The airing date for the story hasn't been scheduled yet.
A National Public Radio reporter tracked Byrne down about three weeks into her trip and produced a story for the syndicated show "Day to Day."
And a local man, Johnny Buczynski, wrote a song about her, "A Cowgirl's Journey."
"This here's a story it's sad but it's true
"It happened to Donna; it could happen to you," it begins.
Byrne's story goes like this:
She lost her job working on a small ranch in the Arcadia area last year and wasn't able to find any other steady work. She lost her home when she couldn't pay the rent. But she wasn't going to lose her two horses, Tonto and Jay.
So she loaded them up and headed out. She was aiming for Texas, she said, hoping to find ranch work.
Looking like they'd stepped out of a Western, she and the two horses began to attract attention as they approached Tampa on U.S. 301. People stopped to give her money and over the next several days a group of horse owners connected by e-mail and Web sites formed to find places for Byrne and her horses to stay at night.

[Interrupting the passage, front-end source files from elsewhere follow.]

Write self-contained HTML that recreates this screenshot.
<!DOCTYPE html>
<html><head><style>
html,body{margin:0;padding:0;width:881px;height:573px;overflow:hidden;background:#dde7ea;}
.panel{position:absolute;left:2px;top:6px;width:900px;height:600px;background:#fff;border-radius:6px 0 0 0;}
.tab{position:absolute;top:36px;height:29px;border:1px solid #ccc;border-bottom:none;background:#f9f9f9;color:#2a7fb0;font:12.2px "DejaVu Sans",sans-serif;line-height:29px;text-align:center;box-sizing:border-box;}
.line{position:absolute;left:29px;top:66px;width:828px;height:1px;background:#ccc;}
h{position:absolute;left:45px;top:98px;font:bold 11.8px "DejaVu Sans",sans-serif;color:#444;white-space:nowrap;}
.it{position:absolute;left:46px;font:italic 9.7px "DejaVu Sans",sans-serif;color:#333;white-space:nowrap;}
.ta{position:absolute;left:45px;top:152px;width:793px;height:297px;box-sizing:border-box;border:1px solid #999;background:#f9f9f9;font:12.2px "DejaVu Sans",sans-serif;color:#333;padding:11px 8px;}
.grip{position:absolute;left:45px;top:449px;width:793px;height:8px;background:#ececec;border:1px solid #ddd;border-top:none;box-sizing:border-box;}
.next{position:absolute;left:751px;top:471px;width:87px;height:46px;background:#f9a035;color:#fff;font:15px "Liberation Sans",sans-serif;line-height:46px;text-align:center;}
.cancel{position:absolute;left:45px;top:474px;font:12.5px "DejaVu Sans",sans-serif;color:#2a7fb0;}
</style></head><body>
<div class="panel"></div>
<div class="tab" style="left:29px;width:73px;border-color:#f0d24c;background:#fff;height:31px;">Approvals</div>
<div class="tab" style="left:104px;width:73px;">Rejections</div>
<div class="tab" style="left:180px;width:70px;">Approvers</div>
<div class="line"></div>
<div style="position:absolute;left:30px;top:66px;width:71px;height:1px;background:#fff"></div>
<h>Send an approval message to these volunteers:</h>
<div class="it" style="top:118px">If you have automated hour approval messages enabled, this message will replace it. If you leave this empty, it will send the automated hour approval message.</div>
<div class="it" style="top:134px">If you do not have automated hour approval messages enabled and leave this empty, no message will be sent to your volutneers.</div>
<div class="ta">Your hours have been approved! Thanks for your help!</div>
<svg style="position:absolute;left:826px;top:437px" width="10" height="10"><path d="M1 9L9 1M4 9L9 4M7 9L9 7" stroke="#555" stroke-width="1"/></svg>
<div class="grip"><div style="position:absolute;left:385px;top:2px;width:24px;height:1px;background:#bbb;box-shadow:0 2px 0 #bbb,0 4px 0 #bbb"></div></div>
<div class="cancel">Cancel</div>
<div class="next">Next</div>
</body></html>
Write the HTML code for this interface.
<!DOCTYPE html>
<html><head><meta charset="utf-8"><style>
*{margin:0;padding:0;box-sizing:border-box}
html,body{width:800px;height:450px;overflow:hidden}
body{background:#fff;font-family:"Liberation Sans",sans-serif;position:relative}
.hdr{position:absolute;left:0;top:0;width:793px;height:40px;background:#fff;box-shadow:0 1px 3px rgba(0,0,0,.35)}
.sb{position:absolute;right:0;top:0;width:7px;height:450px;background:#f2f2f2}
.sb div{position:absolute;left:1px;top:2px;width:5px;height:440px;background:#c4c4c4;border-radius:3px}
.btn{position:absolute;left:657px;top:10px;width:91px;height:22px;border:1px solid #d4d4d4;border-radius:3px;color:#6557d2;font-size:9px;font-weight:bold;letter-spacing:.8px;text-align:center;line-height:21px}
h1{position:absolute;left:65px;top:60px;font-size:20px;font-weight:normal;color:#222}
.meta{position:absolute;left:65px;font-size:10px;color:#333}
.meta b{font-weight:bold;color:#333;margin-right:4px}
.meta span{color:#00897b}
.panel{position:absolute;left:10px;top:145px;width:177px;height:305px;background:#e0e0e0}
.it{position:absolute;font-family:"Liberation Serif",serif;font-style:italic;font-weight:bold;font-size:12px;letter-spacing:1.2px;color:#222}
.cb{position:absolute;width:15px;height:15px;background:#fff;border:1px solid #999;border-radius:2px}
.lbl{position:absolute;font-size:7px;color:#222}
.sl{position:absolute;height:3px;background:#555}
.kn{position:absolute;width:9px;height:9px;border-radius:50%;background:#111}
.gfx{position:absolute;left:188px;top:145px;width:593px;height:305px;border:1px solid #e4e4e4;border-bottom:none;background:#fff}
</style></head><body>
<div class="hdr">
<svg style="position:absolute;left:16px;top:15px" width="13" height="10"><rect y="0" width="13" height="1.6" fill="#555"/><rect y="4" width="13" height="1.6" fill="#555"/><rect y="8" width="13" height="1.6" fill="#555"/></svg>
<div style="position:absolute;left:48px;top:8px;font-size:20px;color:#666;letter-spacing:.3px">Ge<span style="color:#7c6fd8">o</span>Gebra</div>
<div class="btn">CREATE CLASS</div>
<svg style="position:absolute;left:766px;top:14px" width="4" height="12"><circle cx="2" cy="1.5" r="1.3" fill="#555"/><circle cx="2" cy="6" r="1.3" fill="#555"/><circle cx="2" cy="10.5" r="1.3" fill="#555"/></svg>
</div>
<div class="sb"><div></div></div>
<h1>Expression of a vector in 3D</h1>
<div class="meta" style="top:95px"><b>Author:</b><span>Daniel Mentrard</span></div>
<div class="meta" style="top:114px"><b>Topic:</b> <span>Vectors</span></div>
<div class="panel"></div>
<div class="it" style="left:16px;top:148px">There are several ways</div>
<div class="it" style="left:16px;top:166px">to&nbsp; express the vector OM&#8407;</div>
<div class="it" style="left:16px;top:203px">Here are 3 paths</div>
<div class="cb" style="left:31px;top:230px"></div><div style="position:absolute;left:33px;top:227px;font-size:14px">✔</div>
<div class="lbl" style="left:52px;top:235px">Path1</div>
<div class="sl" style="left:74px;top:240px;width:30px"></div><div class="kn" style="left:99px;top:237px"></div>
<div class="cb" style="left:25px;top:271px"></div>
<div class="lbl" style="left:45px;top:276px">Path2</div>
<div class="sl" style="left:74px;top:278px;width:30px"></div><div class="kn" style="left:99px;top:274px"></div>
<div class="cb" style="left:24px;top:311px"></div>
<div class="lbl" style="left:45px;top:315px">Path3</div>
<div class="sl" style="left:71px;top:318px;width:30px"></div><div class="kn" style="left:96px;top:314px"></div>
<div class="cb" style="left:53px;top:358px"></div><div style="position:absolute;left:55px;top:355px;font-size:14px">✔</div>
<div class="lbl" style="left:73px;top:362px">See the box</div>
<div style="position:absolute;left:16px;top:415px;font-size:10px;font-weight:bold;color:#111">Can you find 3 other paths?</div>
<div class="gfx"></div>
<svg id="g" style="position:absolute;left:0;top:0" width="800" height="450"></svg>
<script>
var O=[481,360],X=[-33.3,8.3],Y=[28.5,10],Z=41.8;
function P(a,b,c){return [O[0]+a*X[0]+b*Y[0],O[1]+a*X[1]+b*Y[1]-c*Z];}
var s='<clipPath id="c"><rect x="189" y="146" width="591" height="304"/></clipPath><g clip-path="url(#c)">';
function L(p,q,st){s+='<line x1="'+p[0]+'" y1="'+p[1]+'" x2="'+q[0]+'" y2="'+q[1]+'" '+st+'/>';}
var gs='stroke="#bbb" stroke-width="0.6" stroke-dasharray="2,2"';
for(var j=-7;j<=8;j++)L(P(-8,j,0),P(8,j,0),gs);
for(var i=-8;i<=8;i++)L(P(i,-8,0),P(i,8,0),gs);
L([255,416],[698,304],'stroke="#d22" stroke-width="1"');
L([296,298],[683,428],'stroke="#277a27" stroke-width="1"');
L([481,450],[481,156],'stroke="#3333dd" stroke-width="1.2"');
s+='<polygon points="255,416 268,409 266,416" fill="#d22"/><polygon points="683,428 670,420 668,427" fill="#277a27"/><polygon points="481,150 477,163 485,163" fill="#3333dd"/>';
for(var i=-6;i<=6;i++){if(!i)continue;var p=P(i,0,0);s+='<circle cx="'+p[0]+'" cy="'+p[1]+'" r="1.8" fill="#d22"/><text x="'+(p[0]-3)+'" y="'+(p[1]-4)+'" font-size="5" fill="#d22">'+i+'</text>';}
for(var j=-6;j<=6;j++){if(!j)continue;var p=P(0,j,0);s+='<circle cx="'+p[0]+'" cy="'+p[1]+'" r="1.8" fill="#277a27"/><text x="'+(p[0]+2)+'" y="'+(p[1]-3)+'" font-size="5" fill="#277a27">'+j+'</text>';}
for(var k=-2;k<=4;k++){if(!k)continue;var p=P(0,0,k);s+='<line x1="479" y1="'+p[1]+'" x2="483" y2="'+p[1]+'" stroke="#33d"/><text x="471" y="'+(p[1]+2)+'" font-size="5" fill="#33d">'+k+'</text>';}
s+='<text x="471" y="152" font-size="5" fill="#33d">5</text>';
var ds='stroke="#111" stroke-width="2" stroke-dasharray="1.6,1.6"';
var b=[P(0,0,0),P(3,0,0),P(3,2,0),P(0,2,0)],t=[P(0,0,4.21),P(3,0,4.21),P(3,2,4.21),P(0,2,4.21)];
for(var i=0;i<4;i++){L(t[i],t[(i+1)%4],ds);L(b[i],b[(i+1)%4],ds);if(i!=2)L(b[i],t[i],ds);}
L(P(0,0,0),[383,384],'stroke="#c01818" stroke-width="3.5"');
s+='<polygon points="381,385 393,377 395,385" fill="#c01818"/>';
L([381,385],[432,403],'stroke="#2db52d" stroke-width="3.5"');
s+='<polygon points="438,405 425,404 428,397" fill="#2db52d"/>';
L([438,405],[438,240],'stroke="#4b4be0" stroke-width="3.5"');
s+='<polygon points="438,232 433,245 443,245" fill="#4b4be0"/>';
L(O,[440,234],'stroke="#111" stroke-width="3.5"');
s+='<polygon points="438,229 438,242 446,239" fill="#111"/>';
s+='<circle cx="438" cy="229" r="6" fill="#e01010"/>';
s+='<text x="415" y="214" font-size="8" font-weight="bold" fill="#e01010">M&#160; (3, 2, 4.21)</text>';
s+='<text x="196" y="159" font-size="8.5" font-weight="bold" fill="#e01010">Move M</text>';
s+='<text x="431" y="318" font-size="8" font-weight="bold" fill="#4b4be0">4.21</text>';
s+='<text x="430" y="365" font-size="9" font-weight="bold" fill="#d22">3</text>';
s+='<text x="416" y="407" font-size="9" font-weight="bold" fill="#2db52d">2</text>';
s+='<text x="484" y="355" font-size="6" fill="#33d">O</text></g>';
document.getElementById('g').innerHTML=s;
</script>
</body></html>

She likes the attention she's getting. But some people have gotten a little pushy, she said, trying to get her to stop or at least take a ride to Texas.
"Some people need to mind their own business," she said. "I want to make this ride on my own."
She's taking it slowly. She spent about two weeks with a family outside Tallahassee, waiting out a cold front and getting over an illness.
"I just take it one day at a time and let God tell me when he's ready for me to pull out," she said. "When I try to do it my way, everything just gets messed up."